Goldman Settle Conflict-Of-Interest Allegations. Regulators today asked Goldman Sachs Group Inc. to pay approximately $75 million to settle conflict-of-interest allegations, sources said. The request came as meetings between regulators and a dozen of Wall Street’s largest firms regarding a “global settlement” of multiple investigations continued.
Merrill Lynch & Co., which earlier this year agreed to pay $100 million to settle charges that its analysts issued intentionally misleading stock research, was told it would not have to pay another fine as part of any global settlement with state, federal and industry regulators, two sources said.
Meanwhile, J.P. Morgan Chase & Co. may join a handful of other firms in arguing against paying a large fine, sources said. Lawyers for the bank, who are to meet with regulators on Tuesday, may argue that because the firm does not serve many individual investors and did not have a high-profile analyst during the stock boom of the late 1990s, it should not have to pay a sizeable fine as part of the settlement. All three firms declined comment on the settlement talks. Officials in Texas and Alabama, states that have been investigating J.P. Morgan Chase, did not return calls.
New York State Attorney General Eliot L. Spitzer; the Securities and Exchange Commission; NASD, the securities industry’s principal self-regulatory body; and regulators in numerous other states are probing allegations that Wall Street misled investors during the recent stock boom with inflated research reports intended to generate lucrative banking fees and allocated hard-to-get and often highly valuable initial-public-offering shares to executives at firms that were also investment banking clients.
These investigations have been deeply embarrassing to Wall Street, which is trying to negotiate a global settlement that would bring all the probes to an end.
But if J.P. Morgan does put up significant resistance to paying a large fine, the firm would join a number of other firms that have indicated in recent days that they are not yet ready to sign off on the settlement under terms being suggested by regulators.
Executives at Credit Suisse First Boston Corp. on Friday said they were “stunned” when regulators suggested the firm pay a $250 million fine, in addition to the $100 million the firm already paid to settle an earlier probe. In addition to Credit Suisse, executives at Thomas Weisel Partners and U.S. Bancorp Piper Jaffray Inc. have said they do not believe their firms committed sufficient wrongdoing to merit large fines.
Regulators, for their part, say they always viewed the current round of meetings as the start of negotiations on fines and other parts of the settlement. Officials at some of the firms also concede they are striking an initial bargaining position. The same executive at J.P. Morgan who said the firm might fight a large fine said the firm could also still decide to pay as much as $50 million or $60 million to put the current probes to rest.
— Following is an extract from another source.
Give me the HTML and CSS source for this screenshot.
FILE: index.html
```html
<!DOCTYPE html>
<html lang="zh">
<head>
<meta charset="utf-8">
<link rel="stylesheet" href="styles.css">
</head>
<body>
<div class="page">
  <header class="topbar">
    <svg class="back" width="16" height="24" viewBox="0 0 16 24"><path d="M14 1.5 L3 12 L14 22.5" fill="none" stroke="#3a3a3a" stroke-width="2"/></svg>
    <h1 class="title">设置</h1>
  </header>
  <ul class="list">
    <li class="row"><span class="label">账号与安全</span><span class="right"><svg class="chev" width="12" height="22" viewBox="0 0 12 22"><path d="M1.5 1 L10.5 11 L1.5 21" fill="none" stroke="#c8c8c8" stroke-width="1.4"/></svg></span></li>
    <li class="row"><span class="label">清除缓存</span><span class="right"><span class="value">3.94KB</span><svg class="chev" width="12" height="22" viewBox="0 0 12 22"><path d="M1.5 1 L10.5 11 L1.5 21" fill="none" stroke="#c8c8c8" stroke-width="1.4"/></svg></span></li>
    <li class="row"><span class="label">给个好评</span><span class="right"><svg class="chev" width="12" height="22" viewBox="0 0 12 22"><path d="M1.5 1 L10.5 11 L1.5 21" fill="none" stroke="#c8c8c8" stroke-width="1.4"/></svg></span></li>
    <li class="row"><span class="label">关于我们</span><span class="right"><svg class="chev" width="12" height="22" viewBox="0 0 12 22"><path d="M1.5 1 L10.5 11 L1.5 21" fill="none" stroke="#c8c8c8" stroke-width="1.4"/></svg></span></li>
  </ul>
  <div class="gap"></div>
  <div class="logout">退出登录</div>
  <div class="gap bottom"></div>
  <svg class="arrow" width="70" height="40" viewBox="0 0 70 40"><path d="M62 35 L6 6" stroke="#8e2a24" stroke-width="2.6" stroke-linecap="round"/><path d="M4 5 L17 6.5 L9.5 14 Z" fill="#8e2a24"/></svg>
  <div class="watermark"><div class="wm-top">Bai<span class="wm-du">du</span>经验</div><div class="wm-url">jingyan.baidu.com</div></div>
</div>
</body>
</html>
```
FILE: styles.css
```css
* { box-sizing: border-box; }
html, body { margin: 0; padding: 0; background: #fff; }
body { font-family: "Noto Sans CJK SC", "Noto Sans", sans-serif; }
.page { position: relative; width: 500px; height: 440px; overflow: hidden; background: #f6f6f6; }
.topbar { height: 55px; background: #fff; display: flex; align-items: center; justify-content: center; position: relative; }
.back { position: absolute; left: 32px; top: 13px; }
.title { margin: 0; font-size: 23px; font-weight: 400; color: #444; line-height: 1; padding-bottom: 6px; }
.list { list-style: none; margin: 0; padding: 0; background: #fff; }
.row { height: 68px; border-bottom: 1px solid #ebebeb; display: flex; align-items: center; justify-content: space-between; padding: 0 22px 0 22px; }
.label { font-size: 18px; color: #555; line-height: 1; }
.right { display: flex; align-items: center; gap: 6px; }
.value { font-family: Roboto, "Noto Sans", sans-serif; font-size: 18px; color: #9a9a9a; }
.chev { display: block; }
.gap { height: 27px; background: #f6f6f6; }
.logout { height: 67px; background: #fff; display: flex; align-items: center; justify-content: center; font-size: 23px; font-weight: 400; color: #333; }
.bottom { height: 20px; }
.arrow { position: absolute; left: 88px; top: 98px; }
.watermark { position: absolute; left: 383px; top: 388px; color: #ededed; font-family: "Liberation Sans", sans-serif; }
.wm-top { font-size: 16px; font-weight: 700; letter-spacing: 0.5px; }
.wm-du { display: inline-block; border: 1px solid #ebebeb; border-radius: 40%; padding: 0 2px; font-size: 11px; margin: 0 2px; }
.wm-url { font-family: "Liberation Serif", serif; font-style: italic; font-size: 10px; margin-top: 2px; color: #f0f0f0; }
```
Officials at Citigroup Inc., meanwhile, are said by regulators to be willing to pay as much as $500 million to settle charges that the firm’s Salomon Smith Barney unit misled investors. Spitzer, who has been aggressively probing Citigroup, has indicated he will proceed with civil or even criminal charges against the firm and individual executives if his demands are not met.
Regulators are to meet Tuesday with lawyers from Morgan Stanley Dean Witter & Co., UBS AG, Lehman Brothers and J.P. Morgan Chase and are expected to ask the firms to pay fines of around $50 million to $75 million each.
CSFB Files Response
Meanwhile today, Credit Suisse submitted its response to a civil lawsuit filed against the firm last month by Massachusetts Secretary of State William F. Galvin. Galvin, the state’s top securities regulator, claims the firm used fraudulently inflated stock recommendations to generate banking business and rewarded executives who steered business its way with valuable IPO shares.
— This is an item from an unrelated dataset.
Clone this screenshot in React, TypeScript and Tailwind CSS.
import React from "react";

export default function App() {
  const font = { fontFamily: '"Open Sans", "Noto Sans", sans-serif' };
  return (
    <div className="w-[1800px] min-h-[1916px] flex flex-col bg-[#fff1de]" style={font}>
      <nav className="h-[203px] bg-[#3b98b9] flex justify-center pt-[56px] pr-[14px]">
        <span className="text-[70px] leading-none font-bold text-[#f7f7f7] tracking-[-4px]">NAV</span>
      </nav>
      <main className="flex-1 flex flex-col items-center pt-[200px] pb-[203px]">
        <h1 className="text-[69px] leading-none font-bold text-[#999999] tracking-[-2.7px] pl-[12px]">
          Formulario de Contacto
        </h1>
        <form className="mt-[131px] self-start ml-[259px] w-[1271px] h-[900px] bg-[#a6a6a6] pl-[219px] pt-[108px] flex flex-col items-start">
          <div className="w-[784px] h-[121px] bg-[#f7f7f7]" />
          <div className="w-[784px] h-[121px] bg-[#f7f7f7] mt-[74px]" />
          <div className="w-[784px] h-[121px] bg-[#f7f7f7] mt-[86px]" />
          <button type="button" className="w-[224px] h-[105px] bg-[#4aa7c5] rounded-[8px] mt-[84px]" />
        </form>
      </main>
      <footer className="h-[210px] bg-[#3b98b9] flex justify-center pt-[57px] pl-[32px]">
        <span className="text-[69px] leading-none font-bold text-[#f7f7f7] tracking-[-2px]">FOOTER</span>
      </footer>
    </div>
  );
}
The 34-page response, filed this evening, calls the complaint a “fundamentally flawed attempt to condemn the structure and business operation’s of CSFB’s technology research during the so-called technology boom.” The response also calls the complaint “riddled with factual mistakes and flatly incorrect descriptions of documentary evidence.” It says the firm’s research structure was “entirely lawful” and that Massachusetts did not interview a single current employee at the firm but rather relied on a “small number of disgruntled former employees.”
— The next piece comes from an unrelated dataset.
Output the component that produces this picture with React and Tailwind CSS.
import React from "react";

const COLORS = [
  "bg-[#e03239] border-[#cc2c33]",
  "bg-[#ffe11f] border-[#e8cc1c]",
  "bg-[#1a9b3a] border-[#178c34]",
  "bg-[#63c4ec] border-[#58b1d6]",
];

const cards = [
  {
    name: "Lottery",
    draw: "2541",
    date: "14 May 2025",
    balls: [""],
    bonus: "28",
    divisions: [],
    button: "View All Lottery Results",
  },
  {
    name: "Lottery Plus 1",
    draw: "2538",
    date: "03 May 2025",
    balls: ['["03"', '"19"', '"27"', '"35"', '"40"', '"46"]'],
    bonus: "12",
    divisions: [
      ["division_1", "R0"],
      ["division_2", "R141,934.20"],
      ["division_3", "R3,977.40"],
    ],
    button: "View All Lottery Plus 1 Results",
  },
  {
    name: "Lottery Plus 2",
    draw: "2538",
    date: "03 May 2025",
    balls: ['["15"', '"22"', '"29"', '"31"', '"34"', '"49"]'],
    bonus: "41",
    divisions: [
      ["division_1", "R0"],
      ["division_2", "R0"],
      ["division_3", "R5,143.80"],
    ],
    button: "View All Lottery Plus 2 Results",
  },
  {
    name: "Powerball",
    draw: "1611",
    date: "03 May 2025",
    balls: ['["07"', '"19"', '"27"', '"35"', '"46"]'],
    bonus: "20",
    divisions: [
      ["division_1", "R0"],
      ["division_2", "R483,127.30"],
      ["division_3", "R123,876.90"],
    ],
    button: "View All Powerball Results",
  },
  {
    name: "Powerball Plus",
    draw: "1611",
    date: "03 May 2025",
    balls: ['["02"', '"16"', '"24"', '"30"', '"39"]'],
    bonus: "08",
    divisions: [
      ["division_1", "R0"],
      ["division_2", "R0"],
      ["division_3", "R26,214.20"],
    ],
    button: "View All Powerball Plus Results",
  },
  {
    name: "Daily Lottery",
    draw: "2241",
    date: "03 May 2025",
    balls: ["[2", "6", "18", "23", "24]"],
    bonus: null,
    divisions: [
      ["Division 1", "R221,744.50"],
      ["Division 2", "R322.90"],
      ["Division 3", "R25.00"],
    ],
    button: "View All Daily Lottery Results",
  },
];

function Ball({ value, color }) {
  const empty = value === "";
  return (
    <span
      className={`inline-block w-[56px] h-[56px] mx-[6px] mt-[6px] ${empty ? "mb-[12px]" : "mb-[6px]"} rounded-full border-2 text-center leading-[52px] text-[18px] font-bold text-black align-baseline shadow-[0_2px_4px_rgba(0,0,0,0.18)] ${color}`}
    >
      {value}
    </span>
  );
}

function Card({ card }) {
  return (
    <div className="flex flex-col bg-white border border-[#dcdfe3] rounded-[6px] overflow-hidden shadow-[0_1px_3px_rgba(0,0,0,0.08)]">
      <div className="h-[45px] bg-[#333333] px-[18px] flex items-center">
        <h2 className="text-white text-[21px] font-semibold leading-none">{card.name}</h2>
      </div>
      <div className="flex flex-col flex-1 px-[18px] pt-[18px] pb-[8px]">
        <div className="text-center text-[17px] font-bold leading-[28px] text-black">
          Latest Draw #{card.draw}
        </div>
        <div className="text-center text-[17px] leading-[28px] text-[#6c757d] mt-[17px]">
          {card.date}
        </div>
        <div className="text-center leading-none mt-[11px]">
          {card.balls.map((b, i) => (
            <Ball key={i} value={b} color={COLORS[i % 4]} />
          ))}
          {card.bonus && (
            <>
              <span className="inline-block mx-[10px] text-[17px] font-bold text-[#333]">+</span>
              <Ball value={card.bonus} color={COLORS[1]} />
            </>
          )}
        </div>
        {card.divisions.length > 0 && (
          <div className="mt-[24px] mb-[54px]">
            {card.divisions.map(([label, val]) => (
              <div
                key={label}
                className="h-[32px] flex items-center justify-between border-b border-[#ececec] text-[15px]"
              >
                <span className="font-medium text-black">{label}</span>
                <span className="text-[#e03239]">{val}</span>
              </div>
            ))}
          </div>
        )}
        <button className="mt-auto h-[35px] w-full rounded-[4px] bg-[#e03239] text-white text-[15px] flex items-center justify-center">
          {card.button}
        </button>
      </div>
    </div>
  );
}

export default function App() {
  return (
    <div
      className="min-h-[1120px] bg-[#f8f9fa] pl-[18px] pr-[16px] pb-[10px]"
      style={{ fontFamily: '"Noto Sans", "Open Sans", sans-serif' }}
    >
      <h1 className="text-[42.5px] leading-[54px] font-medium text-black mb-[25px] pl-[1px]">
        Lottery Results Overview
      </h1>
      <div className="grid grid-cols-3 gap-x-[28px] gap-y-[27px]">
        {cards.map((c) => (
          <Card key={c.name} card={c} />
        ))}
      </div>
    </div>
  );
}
In response, Galvin said Credit Suisse had declined to make current employees available for interviews. “They are being very argumentative in the interests of protecting their outrageous behavior,” Galvin said, adding that he would seek a hearing on the matter early next year. He also said the firm’s “belligerence was inconsistent” with its publicly stated desire for a global settlement. And he accused Credit Suisse lawyers of arguing during global settlement talks that the firm could not fundamentally change the way its analysts operate. “They are not interested in addressing” serious past mistakes “or changing their behavior,” Galvin said.